Peanut Porridge with Blueberry Compote

Details

Yields: 2 servings
breakfast

Notes

Original recipe

Ingredients

  • 1 pinch salt
  • 1 tsp vanilla extract
  • 120g blueberries
  • 2 bananas
  • 2 tsp flax seed
  • 350 mL almond milk
  • 35g crunchy peanut butter
  • 45g Jumbo rolled oats
  • 45g quinoa

Directions

Prepare Porridge

Put the oat flakes and quinoa into a medium pan and pour the almond milk.

Then, mash half the amount of bananas in a small bowl using a fork - even better with a masher for effortless mashing - and add it to the pan. Stir in 20 g of peanut butter and add the salt (1).

Now bring to a boil and then reduce the heat to low. Simmer for 8 minutes, stirring occasionally, until you have a creamy porridge (2).

Blueberry Compote

In the meantime, prepare the blueberry compote.

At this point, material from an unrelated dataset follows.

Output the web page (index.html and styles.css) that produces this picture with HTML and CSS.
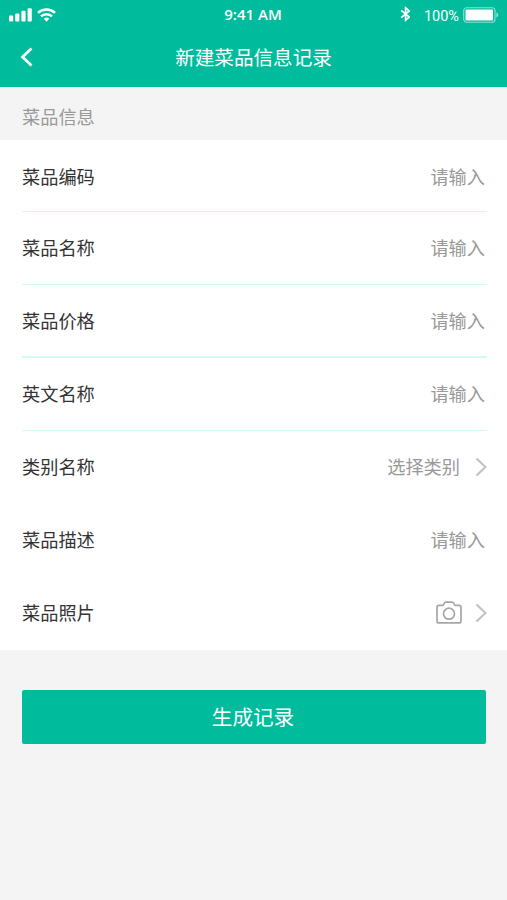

Add the blueberries to a small pan with vanilla and a splash of water. Place over low heat for 5 minutes until the berries start to soften and release their juices.

Combine

Divide the peanut porridge between serving bowls.

Top with the blueberry compote, the remaining banana, and 15 g of peanut butter.

Sprinkle with flaxseeds for a boost of fibres and plant-based omega-3, essential fatty acids that are known to lower bad cholesterol levels.